:: Information supplied ::
——
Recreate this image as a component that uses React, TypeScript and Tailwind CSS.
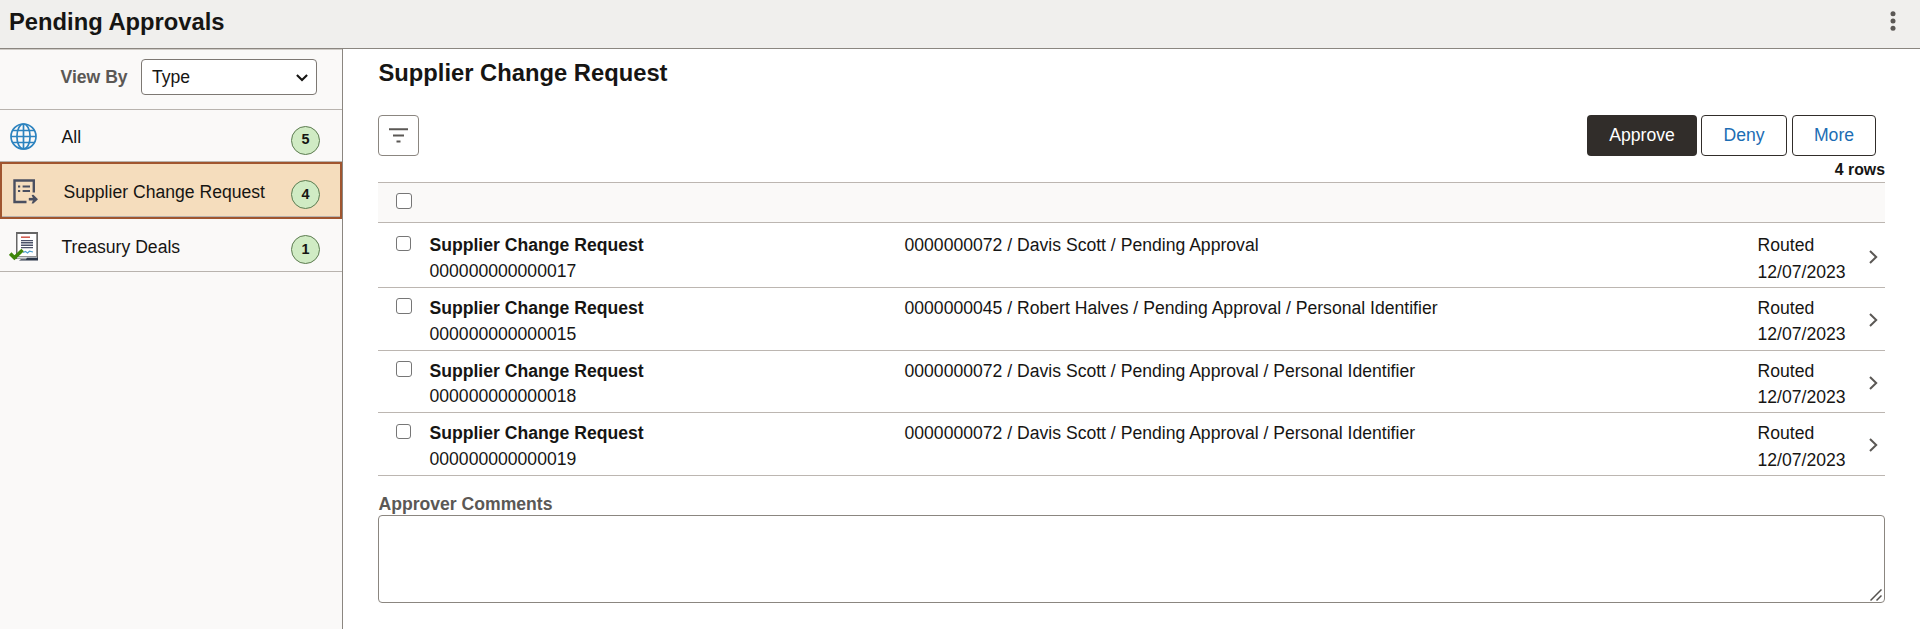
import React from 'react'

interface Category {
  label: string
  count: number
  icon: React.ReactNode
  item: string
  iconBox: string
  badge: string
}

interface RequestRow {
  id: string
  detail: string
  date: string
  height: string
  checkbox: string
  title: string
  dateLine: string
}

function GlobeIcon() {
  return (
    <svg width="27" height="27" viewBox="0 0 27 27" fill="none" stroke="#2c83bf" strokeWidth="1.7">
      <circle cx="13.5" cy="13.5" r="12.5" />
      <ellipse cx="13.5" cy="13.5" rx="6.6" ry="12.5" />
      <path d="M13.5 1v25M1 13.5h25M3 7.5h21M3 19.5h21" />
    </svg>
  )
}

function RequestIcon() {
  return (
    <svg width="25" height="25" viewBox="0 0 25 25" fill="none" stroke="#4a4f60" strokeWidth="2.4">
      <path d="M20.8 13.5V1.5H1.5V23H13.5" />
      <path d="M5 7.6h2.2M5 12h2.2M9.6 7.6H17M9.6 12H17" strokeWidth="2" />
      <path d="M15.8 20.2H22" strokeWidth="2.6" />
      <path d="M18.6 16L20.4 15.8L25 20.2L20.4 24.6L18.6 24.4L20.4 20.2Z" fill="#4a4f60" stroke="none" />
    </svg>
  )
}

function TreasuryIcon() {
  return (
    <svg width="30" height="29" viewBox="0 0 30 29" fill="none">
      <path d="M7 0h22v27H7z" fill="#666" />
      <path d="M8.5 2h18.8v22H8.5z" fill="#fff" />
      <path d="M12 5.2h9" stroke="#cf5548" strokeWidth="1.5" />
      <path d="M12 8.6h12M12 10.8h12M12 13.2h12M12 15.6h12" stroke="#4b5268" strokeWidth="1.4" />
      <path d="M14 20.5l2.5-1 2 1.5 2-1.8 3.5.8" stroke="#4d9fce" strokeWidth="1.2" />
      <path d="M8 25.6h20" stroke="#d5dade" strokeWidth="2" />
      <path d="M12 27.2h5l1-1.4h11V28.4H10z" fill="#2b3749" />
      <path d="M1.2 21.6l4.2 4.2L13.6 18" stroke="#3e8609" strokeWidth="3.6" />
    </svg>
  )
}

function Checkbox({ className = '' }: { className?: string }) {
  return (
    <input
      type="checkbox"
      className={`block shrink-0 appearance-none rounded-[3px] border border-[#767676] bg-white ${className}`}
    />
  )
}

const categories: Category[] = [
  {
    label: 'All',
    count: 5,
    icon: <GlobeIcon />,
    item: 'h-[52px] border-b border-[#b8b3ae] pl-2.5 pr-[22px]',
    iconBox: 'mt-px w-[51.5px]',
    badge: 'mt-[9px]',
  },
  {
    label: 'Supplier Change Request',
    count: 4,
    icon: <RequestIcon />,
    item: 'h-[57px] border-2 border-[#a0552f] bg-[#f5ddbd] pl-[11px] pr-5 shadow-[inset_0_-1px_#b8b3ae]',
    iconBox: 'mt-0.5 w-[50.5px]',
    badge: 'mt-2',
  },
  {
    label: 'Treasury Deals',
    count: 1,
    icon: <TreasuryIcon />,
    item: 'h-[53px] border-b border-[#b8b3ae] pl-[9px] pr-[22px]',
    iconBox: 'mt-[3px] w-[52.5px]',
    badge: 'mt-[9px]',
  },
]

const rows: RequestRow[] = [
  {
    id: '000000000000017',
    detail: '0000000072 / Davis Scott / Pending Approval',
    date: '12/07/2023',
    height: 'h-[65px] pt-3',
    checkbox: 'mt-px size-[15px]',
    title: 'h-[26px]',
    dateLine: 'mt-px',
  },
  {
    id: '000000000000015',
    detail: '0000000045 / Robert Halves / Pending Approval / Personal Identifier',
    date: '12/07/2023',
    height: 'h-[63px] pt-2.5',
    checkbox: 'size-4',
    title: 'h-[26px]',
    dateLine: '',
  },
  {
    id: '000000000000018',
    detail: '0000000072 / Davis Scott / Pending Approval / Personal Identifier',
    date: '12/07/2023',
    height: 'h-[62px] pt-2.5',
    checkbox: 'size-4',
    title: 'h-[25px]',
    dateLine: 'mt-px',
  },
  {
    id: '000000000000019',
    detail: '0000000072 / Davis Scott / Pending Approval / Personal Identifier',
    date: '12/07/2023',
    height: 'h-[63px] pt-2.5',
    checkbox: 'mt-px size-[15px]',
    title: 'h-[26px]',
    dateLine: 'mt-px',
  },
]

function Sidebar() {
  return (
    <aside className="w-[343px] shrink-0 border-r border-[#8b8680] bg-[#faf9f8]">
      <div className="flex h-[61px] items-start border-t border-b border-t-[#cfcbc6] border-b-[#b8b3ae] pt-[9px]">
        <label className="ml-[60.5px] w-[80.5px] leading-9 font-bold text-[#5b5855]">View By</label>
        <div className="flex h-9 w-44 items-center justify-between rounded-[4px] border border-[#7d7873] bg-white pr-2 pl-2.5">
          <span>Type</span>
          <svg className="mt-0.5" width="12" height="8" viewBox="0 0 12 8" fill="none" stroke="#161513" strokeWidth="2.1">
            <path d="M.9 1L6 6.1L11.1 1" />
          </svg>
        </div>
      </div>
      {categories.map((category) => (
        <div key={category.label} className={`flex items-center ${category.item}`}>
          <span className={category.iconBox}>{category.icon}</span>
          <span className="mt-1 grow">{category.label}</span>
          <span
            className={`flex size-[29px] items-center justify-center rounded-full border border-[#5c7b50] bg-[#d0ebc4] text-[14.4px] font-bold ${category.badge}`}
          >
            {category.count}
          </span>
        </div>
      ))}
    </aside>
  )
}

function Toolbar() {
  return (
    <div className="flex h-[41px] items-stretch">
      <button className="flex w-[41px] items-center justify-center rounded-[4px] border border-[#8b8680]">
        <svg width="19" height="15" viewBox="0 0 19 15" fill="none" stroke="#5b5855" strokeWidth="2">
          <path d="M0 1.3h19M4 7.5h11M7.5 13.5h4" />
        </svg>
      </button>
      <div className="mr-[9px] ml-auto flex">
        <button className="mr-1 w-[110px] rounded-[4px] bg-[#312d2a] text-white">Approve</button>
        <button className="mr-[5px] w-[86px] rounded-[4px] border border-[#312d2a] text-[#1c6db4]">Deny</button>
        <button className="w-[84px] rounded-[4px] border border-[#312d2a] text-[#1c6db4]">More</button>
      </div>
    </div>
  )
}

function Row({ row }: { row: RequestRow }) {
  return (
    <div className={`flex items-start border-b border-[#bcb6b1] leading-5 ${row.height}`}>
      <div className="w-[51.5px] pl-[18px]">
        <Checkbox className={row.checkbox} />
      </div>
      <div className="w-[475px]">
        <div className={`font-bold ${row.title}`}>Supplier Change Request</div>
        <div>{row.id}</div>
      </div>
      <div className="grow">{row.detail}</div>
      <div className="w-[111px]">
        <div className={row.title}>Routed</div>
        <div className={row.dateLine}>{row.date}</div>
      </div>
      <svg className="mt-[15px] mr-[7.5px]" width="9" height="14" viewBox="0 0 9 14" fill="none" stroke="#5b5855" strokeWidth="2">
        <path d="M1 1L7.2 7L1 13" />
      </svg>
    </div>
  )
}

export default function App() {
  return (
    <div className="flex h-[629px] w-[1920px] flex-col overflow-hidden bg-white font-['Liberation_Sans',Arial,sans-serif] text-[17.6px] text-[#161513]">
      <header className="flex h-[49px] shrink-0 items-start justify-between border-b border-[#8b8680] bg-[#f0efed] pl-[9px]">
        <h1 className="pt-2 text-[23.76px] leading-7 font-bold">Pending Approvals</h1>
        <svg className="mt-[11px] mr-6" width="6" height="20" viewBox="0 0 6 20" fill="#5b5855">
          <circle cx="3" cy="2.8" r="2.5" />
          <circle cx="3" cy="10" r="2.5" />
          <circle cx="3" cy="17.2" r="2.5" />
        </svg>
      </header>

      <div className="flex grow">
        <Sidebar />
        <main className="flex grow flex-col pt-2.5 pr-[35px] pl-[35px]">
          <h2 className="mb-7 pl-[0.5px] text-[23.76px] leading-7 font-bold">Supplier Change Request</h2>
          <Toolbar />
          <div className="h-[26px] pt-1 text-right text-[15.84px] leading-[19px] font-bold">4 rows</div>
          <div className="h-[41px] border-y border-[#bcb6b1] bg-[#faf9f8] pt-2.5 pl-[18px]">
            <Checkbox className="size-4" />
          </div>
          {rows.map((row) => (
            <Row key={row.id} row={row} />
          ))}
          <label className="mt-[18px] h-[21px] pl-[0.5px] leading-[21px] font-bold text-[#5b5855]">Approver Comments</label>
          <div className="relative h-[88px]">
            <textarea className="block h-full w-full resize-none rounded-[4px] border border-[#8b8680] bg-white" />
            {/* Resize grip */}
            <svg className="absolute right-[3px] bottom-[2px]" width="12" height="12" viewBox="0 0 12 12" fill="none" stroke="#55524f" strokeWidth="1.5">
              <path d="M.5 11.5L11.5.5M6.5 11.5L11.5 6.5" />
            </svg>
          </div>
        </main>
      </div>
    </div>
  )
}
——
:: Direction ::
Identify all lines where the word "React" shows up. Copy them.

:: Output for this task ::
Recreate this image as a component that uses React, TypeScript and Tailwind CSS.
import React from 'react'
  icon: React.ReactNode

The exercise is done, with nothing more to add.